Relationship to the Laurette Series
Comparing this canvas with other Laurette portraits underscores its special character. In several related works from 1916–1917, the model appears in patterned robes or interiors, her body more fully described, the palette more varied. In this painting, Matisse strips away pattern and pose to test a different premise: how much can be reduced before a portrait loses its human spark. The answer, here, is that very little is needed when the components are tuned to one another with precision. The face, hair, and ground interlock so elegantly that the picture achieves a serenity the more decorative Laurettes sometimes trade for opulence. As a result, “Laurette with Long Locks” reads as the series’ most concentrated statement.
Material Choices and the Visibility of Making
The work’s material presence is essential to its meaning. Matisse lets the weave of the canvas and the drag of the brush remain visible. Thin paint in the background exposes ground tones beneath, giving it a slightly abraded, breathable quality. Thicker, oil-rich strokes in the hair sit on top like ribbons, catching the light and declaring their facture. The transitions in the flesh are often achieved by crossing wet strokes lightly rather than by smearing, so the directionality of the brush persists even in soft passages. These choices refuse finish in the academic sense, substituting instead a truthfulness to process. The surface tells the viewer how the image was built, and that openness becomes part of the portrait’s appeal.
Balance, Purity, and the Ethic of Simplification
Matisse famously spoke of seeking balance, purity, and serenity. Those aims should not be confused with blandness. In this painting they are reached by pruning anything inessential. There is no highlight that does not serve form, no contour that does not serve structure, no color that does not serve harmony. Simplification is not an abdication of complexity but a different form of it, moving from the complexity of information to the complexity of relations. The viewer experiences that clarity as calm. The portrait registers as measured and inevitable, the way a perfectly weighted sentence or chord feels inevitable once sounded.
Anticipations of the Nice Period
Within months of 1917, Matisse would establish himself in Nice and bring new attention to light-soaked interiors, patterned screens, and languid models. The seeds are present here. The picture cultivates warmth without noise, sensuality without excess. The hair’s glossy abundance foreshadows the luxuriant draperies and textiles to come, even as the discipline of the drawing preserves the severity of the preceding years. The painting can thus be read as a bridge: last statement of an ascetic impulse, first whisper of Mediterranean softness.
The Role of Hair as Architecture
The title focuses attention on hair, and Matisse treats it as more than ornament. The locks are load-bearing elements in the design, bracketing the face and establishing the largest darks in the composition. Their looping shapes echo across both sides, creating a counter-chorus to the face’s vertical spine.

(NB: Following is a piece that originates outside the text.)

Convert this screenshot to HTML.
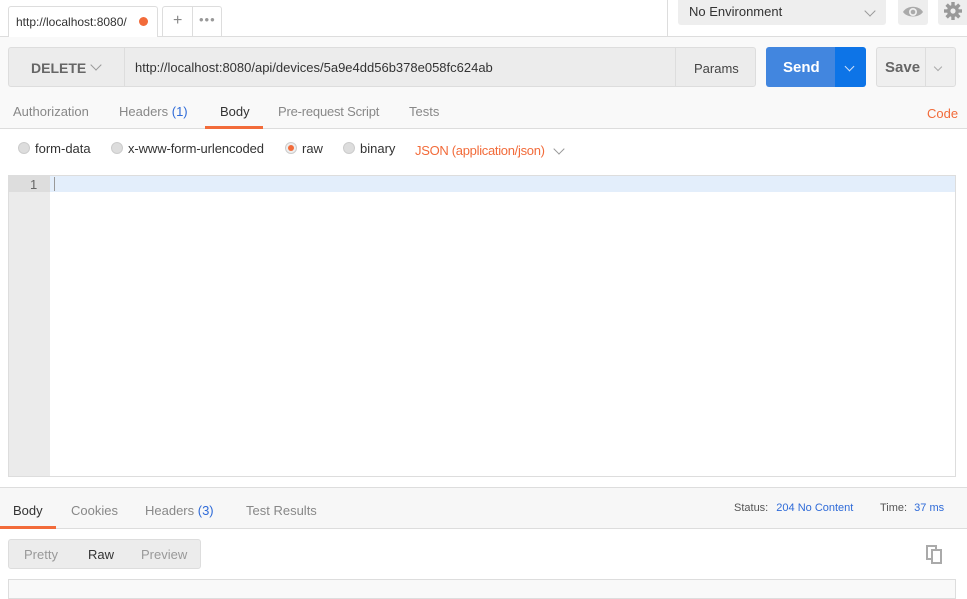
<!DOCTYPE html>
<html><head><meta charset="utf-8"><style>
*{box-sizing:border-box;margin:0;padding:0}
body{width:967px;height:593px;overflow:hidden;background:#fff;font-family:"Liberation Sans",sans-serif;font-size:13px;color:#505050;position:relative}
.a{position:absolute}
.chev{display:inline-block;width:8px;height:8px;border-right:1.5px solid #999;border-bottom:1.5px solid #999;transform:rotate(45deg)}
</style></head><body>
<!-- top bar -->
<div class="a" style="left:0;top:36px;width:967px;height:1px;background:#ddd"></div>
<div class="a" style="left:8px;top:6px;width:150px;height:31px;background:#fff;border:1px solid #ddd;border-bottom:none;border-radius:3px 3px 0 0"></div>
<div class="a" style="left:16px;top:15px;font-size:12px;color:#333">http://localhost:8080/</div>
<div class="a" style="left:139px;top:17px;width:9px;height:9px;border-radius:50%;background:#f26b3a"></div>
<div class="a" style="left:162px;top:6px;width:60px;height:30px;border:1px solid #ddd;border-bottom:none;border-radius:3px 3px 0 0;background:#fff"></div>
<div class="a" style="left:192px;top:6px;width:1px;height:30px;background:#ddd"></div>
<div class="a" style="left:173px;top:12px;font-size:16px;color:#888">+</div>
<div class="a" style="left:199px;top:12px;font-size:13px;color:#999;letter-spacing:1px">•••</div>
<div class="a" style="left:667px;top:0;width:1px;height:36px;background:#ddd"></div>
<div class="a" style="left:678px;top:0;width:208px;height:25px;background:#eee;border-radius:0 0 3px 3px"></div>
<div class="a" style="left:689px;top:4px;color:#333">No Environment</div>
<div class="a" style="left:866px;top:3px"><span class="chev"></span></div>
<div class="a" style="left:898px;top:0;width:30px;height:25px;background:#eee;border-radius:0 0 3px 3px"></div>
<svg class="a" style="left:902px;top:3px" width="22" height="18" viewBox="0 0 22 18"><path d="M1 9C5 2 17 2 21 9C17 15 5 15 1 9Z" fill="#aaa"/><circle cx="11" cy="9" r="4" fill="#eee"/><circle cx="11" cy="9" r="2.3" fill="#aaa"/></svg>
<div class="a" style="left:938px;top:0;width:29px;height:25px;background:#eee;border-radius:0 0 0 3px"></div>
<svg class="a" style="left:944px;top:2px" width="18" height="18" viewBox="0 0 18 18"><g fill="#999"><circle cx="9" cy="9" r="6"/><rect x="7.3" y="0" width="3.4" height="18"/><rect x="0" y="7.3" width="18" height="3.4"/><rect x="7.3" y="0" width="3.4" height="18" transform="rotate(45 9 9)"/><rect x="7.3" y="0" width="3.4" height="18" transform="rotate(-45 9 9)"/></g><circle cx="9" cy="9" r="2.6" fill="#eee"/></svg>
<!-- request area -->
<div class="a" style="left:0;top:37px;width:967px;height:92px;background:#f9f9f9;border-bottom:1px solid #ddd"></div>
<div class="a" style="left:8px;top:47px;width:748px;height:40px;background:#ececec;border:1px solid #ddd;border-radius:3px"></div>
<div class="a" style="left:124px;top:47px;width:1px;height:40px;background:#ddd"></div>
<div class="a" style="left:675px;top:47px;width:1px;height:40px;background:#ddd"></div>
<div class="a" style="left:31px;top:60px;font-size:14px;font-weight:bold;color:#666">DELETE</div>
<div class="a" style="left:92px;top:57px"><span class="chev"></span></div>
<div class="a" style="left:135px;top:60px;color:#333">http://localhost:8080/api/devices/5a9e4dd56b378e058fc624ab</div>
<div class="a" style="left:694px;top:61px;color:#444">Params</div>
<div class="a" style="left:766px;top:47px;width:70px;height:40px;background:#4286df;border-radius:3px 0 0 3px"></div>
<div class="a" style="left:835px;top:47px;width:31px;height:40px;background:#0d74e7;border-radius:0 3px 3px 0"></div>
<div class="a" style="left:783px;top:59px;font-size:15px;font-weight:bold;color:#fff">Send</div>
<div class="a" style="left:846px;top:58px"><span class="chev" style="border-color:#cfe0f8;width:7px;height:7px"></span></div>
<div class="a" style="left:876px;top:47px;width:80px;height:40px;background:#efefef;border:1px solid #ddd;border-radius:3px"></div>
<div class="a" style="left:925px;top:47px;width:1px;height:40px;background:#ddd"></div>
<div class="a" style="left:885px;top:59px;font-size:15px;font-weight:bold;color:#666">Save</div>
<div class="a" style="left:935px;top:58px"><span class="chev" style="width:6px;height:6px;border-color:#aaa"></span></div>
<!-- tabs -->
<div class="a" style="left:13px;top:104px;color:#888">Authorization</div>
<div class="a" style="left:119px;top:104px;color:#888">Headers <span style="color:#2f6bd8">(1)</span></div>
<div class="a" style="left:220px;top:104px;color:#333">Body</div>
<div class="a" style="left:205px;top:126px;width:58px;height:3px;background:#f26b3a"></div>
<div class="a" style="left:278px;top:104px;color:#888;letter-spacing:-0.2px">Pre-request Script</div>
<div class="a" style="left:409px;top:104px;color:#888">Tests</div>
<div class="a" style="left:927px;top:106px;color:#f26b3a">Code</div>
<!-- radios -->
<div class="a" style="left:18px;top:142px;width:12px;height:12px;border-radius:50%;background:#ddd;border:1px solid #ccc"></div>
<div class="a" style="left:35px;top:141px;color:#333">form-data</div>
<div class="a" style="left:111px;top:142px;width:12px;height:12px;border-radius:50%;background:#ddd;border:1px solid #ccc"></div>
<div class="a" style="left:128px;top:141px;color:#333;letter-spacing:-0.1px">x-www-form-urlencoded</div>
<div class="a" style="left:285px;top:142px;width:12px;height:12px;border-radius:50%;background:#eee;border:1px solid #ccc"></div>
<div class="a" style="left:288px;top:145px;width:6px;height:6px;border-radius:50%;background:#f26b3a"></div>
<div class="a" style="left:302px;top:141px;color:#333">raw</div>
<div class="a" style="left:343px;top:142px;width:12px;height:12px;border-radius:50%;background:#ddd;border:1px solid #ccc"></div>
<div class="a" style="left:360px;top:141px;color:#333">binary</div>
<div class="a" style="left:415px;top:143px;color:#f26b3a;letter-spacing:-0.3px">JSON (application/json)</div>
<div class="a" style="left:555px;top:141px"><span class="chev"></span></div>
<!-- editor -->
<div class="a" style="left:8px;top:175px;width:948px;height:302px;border:1px solid #ddd;background:#fff"></div>
<div class="a" style="left:9px;top:176px;width:41px;height:300px;background:#ebebeb"></div>
<div class="a" style="left:9px;top:176px;width:946px;height:16px;background:#e3eefb"></div>
<div class="a" style="left:9px;top:176px;width:41px;height:16px;background:#ddd"></div>
<div class="a" style="left:30px;top:177px;color:#666">1</div>
<div class="a" style="left:54px;top:177px;width:1px;height:14px;background:#999"></div>
<!-- response -->
<div class="a" style="left:0;top:487px;width:967px;height:42px;background:#f7f7f7;border-top:1px solid #ddd;border-bottom:1px solid #ddd"></div>
<div class="a" style="left:13px;top:503px;color:#333">Body</div>
<div class="a" style="left:0;top:526px;width:56px;height:3px;background:#f26b3a"></div>
<div class="a" style="left:71px;top:503px;color:#888">Cookies</div>
<div class="a" style="left:145px;top:503px;color:#888">Headers <span style="color:#2f6bd8">(3)</span></div>
<div class="a" style="left:246px;top:503px;color:#888">Test Results</div>
<div class="a" style="left:734px;top:502px;font-size:11px;color:#555">Status: <span style="color:#2f6bd8;margin-left:5px">204 No Content</span></div>
<div class="a" style="left:880px;top:502px;font-size:11px;color:#555">Time: <span style="color:#2f6bd8;margin-left:4px">37 ms</span></div>
<div class="a" style="left:8px;top:539px;width:193px;height:30px;background:#ececec;border:1px solid #ddd;border-radius:3px"></div>
<div class="a" style="left:24px;top:547px;color:#999">Pretty</div>
<div class="a" style="left:88px;top:547px;color:#333">Raw</div>
<div class="a" style="left:141px;top:547px;color:#999">Preview</div>
<div class="a" style="left:926px;top:545px;width:11px;height:15px;border:2px solid #aaa;background:#fff"></div>
<div class="a" style="left:931px;top:549px;width:11px;height:15px;border:2px solid #aaa;background:#fff"></div>
<div class="a" style="left:8px;top:579px;width:948px;height:20px;background:#f9f9f9;border:1px solid #ddd"></div>
</body></html>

By staging the strongest value contrasts at the edges, Matisse allows the central planes of the face to remain relatively unmodeled yet still volumetric. The hair, in short, builds the portrait’s architecture. Without it the face would lose both its clarity and its grandeur.
The Experience of Looking
Standing before the painting, viewers may notice a rhythmic shift as their eyes move from feature to feature. The broad left cheek slows the eye; the ridge of the nose guides it down; the lips pause it briefly; the hair accelerates it outward along rolling arcs before returning to the center. That circulation, gentle but insistent, makes the picture feel complete. The head is not an isolated object floating in silence but the hub of a visual system that breathes. This quality of completeness, of a closed yet lively structure, is part of what gives the portrait its meditative character.

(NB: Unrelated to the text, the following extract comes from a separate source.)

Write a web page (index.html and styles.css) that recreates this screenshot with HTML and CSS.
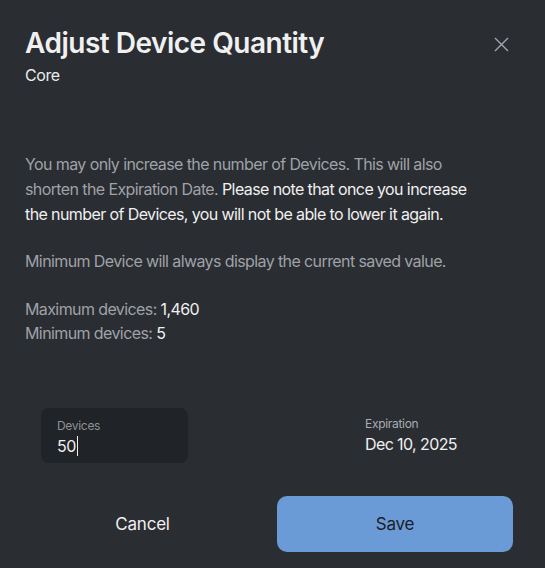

Legacy and Significance within Matisse’s Oeuvre
“Laurette with Long Locks” stands out as one of Matisse’s most distilled portraits. It shows how a revolutionary in color could, when the moment required, express force through limits. The canvas becomes a primer in how to do more with less: fewer colors, fewer details, fewer lines, but a stronger whole. Later generations of painters—whether pursuing figuration with economy or abstraction with human touch—have found in such works a model of decisiveness and clarity. The portrait exemplifies Matisse’s broader achievement: to make art that feels inevitable without feeling predictable, serene without being static.
Why the Painting Feels Contemporary
Despite its date, the painting reads as contemporary because it privileges graphic immediacy, tight cropping, and material frankness—features that align with modern photography and design. The extreme close-up anticipates cinematic framing. The affirmation of black as a positive, shining presence resonates with graphic arts and fashion illustration. The legible brushwork honors making at a time when viewers value authenticity of process. These affinities help explain why “Laurette with Long Locks” remains compelling to present-day audiences who may not know the surrounding history yet instinctively recognize the portrait’s clarity and poise.
Concluding Reflections
Henri Matisse’s “Laurette with Long Locks” is a portrait of concentrated authority. It compresses the head against the surface to create monumentality without pomp. It builds a face from a minimum of tones and a maximum of purpose. It turns hair into architecture, black into light, and a model into an emblem of balance. As a document of 1917, it records a master at a crossroads; as a painting, it requires no context to communicate its power. The viewer leaves with the imprint of Laurette’s gaze and with the memory of strokes that are as honest as they are elegant. In that union of frankness and grace lies the enduring power of this picture.